The other thing about DJ’s is that the song title is always: “DJ ft. Person who actually sings song.”

For David Guetta, there’s not really a…theme. So is it right to say that this is a genre? Well, are themes and genres the same thing? Maybe not.

I guess you could call him pop, but there’s so much about his songs that I want to also shift him towards some techno or alternative music category as well. With each new artist that’s featured with him, he seems to tailor the music towards their style and is able to accommodate their character while maintaining his own. Which in a way is incredibly impressive and admirable. Ranging from Sia to Ne-Yo to Nicki Minaj, David Guetta covers all the bases.

Because his music covers so many bases, I’m not sure I can say that I like all his songs. While “Titanium” defends the strength of the underdog, specifically females, “Hey Mama” is incredibly demeaning towards women. Contradictions like this still have me tied up and confused about who David Guetta is. Does he actually create his own persona and his own character in the music world or is he simply just accommodating the artists that he teams up with?

Nevertheless, his songs are ridiculously catchy because they’ve got the perfect dance beat. These are your basic scientific methods. Trial and error. He tests out new beats for his tracks, watches them play out on a dance floor, and then takes his notepad and pen to write down all his observations. For DJ-ing, he starts with the main beat and lines up FX and filters in order to match up the two tracks.

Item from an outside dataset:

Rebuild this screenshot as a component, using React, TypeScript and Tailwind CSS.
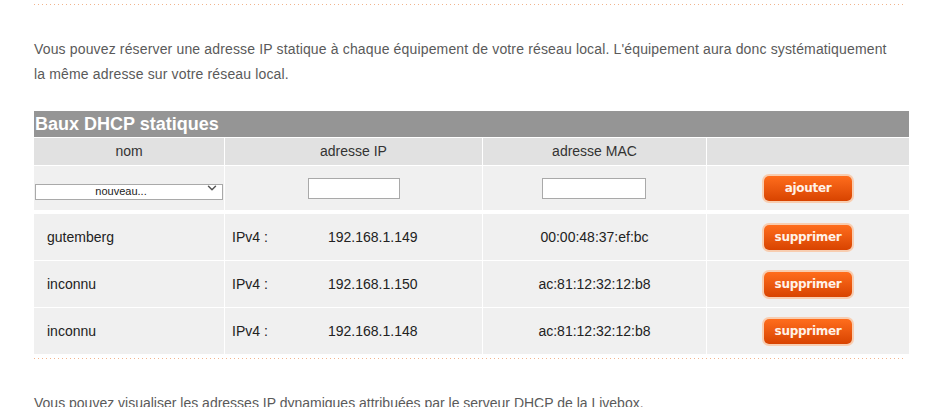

For big audiences, it requires a lot more energy (hence the trial and error beforehand). I never realized how meticulous this activity is until sitting down and listening to a lot of his songs. The music has to flow with the crowd’s energy – have those fun moments of hype and incredibly magical moments where you feel like one, yet emotional at the same time. This is the hypnotic vibe. Almost intangible.

Then there are the acoustics of wherever you are. A football stadium. A basement. The dancefloor. Mixing new waves of funk and hip-hop is incredibly difficult, but it’s probably the reason why I’m so fascinated by it.